Let's get more into the Greater Houston Partnership's forecast. We're forecasting 69,800 new jobs this year. That's a 2.5% annual growth rate. The longterm average in Houston is about 2.2%, so we're still above trend. We're going to see job creation in every sector.
So this time next year, there will have been 407,100 jobs created since the bottom of the recession. Think about that: over 400,000 jobs since the bottom of our recession. We're going to see job creation in every sector, and the job creation is going to be above trend.
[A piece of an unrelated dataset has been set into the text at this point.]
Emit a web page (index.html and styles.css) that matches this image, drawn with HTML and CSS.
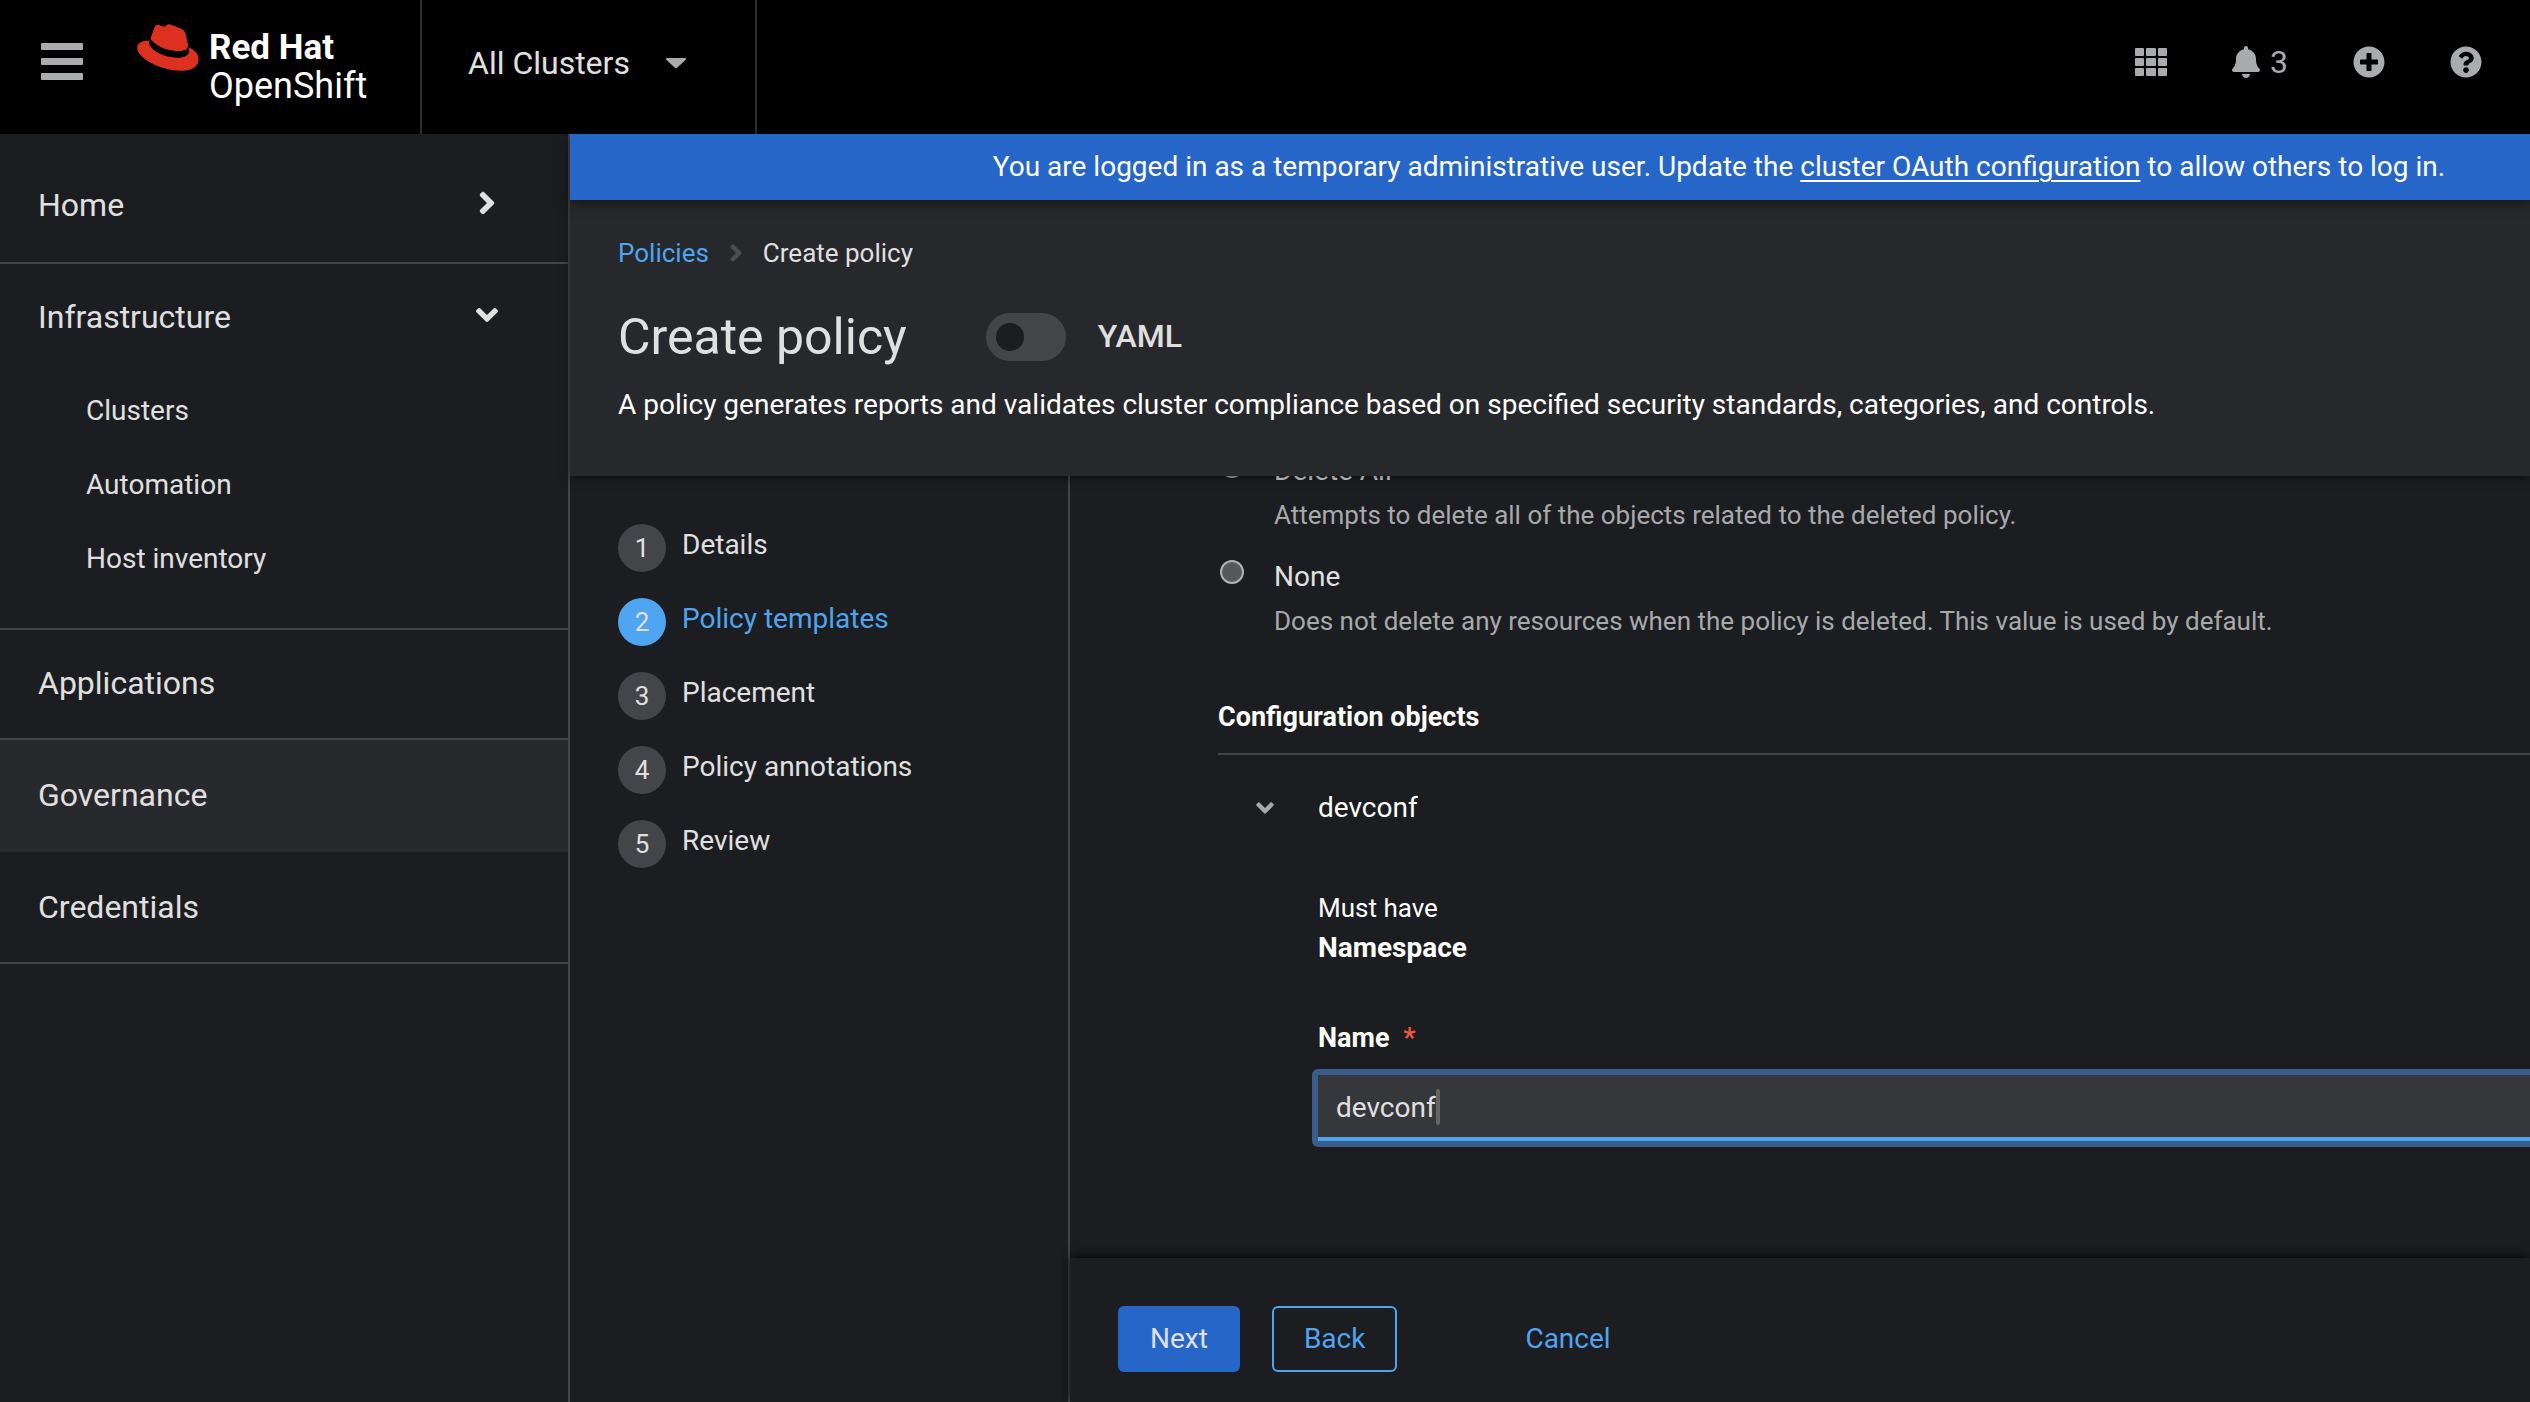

I tell people "normal" is not just a setting on the dryer cycle. Normal is what we're expecting in Houston, and normal is what we desire in Houston. What would normal look like for this year? Normal would look like 125,000 new residents per year, about 65,000 new jobs per year, 30,000 single family and 12,000 multi-family housing starts, $250,000 billion in foreign trade pass through our ports each year, and about 50 million passengers going through our airports each year. Fifty million passengers a year is like taking one out of every six persons who live in the United States, and pushing them through our airport system. So that's what a normal year would look like.
Some people are disappointed about normal, but if normal is all we have to look forward to from this point out, five years from now there will be another 625,000 residents living in Houston, another 325,000 people working here, 150,000 new single family homes, 60,000 fresh apartment units, $1.2 trillion in foreign trade will have passed through this region, and 250 million air passengers will have passed through this region over the next five years. From a forecaster's perspective, normal looks pretty good.